### Required task
Copy each line of the material below that includes the string "code".

### Data
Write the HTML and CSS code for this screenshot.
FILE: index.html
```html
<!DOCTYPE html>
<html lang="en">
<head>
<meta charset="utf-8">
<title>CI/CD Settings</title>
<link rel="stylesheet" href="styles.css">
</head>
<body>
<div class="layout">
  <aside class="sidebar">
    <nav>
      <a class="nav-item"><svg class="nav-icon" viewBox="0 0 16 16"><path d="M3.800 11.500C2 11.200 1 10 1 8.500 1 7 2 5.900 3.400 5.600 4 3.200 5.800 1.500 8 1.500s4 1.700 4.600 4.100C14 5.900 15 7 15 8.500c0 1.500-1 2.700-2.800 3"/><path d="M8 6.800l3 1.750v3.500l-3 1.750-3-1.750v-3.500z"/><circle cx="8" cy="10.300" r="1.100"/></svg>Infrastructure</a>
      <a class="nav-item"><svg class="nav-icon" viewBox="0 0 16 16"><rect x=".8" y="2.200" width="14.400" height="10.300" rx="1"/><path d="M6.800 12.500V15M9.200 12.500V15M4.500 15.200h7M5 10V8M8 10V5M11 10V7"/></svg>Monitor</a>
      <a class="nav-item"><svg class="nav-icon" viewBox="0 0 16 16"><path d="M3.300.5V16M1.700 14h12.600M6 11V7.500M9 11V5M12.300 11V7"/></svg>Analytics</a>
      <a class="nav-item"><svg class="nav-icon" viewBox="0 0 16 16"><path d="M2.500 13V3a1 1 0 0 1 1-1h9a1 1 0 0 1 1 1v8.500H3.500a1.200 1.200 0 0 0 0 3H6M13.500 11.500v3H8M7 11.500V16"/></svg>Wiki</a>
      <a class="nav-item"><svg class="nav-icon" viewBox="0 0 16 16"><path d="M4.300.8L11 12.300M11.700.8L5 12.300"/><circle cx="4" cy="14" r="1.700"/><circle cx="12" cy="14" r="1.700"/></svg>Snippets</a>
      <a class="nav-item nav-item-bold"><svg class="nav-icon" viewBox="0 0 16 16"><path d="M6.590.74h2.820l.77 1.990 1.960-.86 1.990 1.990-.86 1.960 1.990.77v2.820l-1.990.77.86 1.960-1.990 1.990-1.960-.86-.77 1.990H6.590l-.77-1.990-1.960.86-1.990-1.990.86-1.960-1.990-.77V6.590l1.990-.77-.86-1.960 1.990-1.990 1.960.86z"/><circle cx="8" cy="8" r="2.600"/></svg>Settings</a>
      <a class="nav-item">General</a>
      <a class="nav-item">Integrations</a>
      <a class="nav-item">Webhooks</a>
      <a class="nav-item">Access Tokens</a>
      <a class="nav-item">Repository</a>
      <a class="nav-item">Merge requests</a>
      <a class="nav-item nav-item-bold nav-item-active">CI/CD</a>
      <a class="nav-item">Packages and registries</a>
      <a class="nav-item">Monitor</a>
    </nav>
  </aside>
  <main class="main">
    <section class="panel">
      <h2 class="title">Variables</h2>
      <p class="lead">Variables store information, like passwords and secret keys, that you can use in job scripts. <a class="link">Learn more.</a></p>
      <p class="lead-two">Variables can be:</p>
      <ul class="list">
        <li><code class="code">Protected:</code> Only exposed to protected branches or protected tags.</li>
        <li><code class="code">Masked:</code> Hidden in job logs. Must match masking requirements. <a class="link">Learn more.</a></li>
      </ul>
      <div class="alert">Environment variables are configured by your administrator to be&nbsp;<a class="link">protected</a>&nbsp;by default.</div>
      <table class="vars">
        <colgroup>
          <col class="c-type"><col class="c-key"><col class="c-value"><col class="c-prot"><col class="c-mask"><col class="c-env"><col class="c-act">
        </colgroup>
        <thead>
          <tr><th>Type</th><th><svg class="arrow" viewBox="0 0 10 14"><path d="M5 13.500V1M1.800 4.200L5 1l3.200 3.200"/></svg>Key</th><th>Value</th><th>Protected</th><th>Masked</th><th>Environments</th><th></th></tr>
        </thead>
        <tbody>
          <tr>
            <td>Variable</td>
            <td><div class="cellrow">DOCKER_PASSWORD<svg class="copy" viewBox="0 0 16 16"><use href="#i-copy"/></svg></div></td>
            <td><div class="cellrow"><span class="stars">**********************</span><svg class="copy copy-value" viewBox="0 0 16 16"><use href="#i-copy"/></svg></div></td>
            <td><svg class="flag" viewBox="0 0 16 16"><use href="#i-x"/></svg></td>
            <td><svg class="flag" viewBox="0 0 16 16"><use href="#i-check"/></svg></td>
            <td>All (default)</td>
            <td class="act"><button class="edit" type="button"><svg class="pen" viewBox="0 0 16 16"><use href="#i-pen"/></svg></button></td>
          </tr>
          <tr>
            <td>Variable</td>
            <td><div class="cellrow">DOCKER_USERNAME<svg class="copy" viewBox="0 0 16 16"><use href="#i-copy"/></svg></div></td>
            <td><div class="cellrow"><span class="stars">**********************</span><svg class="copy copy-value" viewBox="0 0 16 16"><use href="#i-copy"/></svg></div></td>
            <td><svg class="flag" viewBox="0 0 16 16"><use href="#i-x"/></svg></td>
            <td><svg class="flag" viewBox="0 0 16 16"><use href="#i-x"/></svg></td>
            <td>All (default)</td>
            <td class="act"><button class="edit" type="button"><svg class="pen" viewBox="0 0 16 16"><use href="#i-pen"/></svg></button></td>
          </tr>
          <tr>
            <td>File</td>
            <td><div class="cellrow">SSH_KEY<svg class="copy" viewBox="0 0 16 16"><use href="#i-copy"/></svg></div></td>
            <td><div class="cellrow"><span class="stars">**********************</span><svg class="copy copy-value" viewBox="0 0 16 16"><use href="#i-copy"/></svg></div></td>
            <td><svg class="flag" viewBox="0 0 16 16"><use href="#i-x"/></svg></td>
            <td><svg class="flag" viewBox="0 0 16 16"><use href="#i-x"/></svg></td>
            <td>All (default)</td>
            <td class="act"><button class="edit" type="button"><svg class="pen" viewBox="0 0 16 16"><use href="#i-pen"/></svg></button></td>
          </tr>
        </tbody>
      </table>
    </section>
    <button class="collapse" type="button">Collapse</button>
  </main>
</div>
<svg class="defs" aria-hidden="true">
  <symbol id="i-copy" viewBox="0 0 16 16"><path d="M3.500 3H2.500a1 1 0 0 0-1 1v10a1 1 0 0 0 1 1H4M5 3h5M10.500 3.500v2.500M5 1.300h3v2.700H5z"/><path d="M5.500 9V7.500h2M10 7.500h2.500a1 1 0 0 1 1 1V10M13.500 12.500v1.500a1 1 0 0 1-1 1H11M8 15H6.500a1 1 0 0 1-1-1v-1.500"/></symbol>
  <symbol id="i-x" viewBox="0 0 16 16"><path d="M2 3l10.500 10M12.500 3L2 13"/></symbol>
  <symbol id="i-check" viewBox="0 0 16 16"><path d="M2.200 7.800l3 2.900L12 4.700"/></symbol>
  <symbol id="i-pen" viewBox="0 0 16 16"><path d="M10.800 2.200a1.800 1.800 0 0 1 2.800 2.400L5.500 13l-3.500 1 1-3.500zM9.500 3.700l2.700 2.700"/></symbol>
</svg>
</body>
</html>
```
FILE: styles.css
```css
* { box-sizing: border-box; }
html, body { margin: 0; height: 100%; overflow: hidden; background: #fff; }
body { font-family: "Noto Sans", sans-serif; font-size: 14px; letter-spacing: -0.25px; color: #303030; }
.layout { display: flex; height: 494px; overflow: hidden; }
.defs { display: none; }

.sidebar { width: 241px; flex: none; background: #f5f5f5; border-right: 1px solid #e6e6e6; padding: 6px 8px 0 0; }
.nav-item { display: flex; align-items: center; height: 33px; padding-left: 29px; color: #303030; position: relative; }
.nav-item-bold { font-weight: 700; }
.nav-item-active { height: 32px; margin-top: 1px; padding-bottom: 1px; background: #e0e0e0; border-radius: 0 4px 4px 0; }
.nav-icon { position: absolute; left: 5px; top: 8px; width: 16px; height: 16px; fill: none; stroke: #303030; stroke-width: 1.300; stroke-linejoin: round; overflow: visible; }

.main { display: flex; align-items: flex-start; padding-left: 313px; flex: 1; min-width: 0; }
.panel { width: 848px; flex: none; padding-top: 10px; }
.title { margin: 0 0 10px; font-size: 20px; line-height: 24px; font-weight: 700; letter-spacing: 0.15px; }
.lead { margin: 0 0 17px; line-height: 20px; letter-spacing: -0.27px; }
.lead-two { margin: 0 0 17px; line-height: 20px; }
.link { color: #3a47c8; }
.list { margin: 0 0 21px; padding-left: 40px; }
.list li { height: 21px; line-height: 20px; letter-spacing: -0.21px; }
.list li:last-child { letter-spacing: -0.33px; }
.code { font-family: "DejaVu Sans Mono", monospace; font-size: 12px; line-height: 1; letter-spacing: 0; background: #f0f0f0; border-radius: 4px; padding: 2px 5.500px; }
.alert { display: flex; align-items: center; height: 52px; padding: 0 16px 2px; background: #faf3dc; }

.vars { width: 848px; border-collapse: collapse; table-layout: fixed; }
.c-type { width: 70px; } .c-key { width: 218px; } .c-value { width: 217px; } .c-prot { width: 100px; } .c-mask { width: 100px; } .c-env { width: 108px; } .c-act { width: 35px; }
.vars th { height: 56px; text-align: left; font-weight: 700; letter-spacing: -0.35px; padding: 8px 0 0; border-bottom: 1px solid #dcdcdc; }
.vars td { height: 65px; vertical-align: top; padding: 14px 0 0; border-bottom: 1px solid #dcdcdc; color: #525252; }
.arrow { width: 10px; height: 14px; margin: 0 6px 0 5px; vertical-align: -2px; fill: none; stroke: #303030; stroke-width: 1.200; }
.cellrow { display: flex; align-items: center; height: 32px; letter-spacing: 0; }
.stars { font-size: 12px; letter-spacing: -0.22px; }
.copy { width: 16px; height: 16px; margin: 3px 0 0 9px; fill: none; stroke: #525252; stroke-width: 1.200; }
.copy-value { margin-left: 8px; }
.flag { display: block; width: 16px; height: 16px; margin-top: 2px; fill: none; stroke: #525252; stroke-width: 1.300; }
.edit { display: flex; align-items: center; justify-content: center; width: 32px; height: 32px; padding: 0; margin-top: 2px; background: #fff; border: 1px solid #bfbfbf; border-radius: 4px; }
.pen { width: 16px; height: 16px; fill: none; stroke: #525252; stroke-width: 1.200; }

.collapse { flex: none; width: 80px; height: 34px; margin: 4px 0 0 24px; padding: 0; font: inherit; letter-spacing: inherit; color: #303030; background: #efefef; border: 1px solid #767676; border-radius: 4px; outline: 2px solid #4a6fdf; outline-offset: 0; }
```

### Exercise response
Write the HTML and CSS code for this screenshot.
        <li><code class="code">Protected:</code> Only exposed to protected branches or protected tags.</li>
        <li><code class="code">Masked:</code> Hidden in job logs. Must match masking requirements. <a class="link">Learn more.</a></li>
.code { font-family: "DejaVu Sans Mono", monospace; font-size: 12px; line-height: 1; letter-spacing: 0; background: #f0f0f0; border-radius: 4px; padding: 2px 5.500px; }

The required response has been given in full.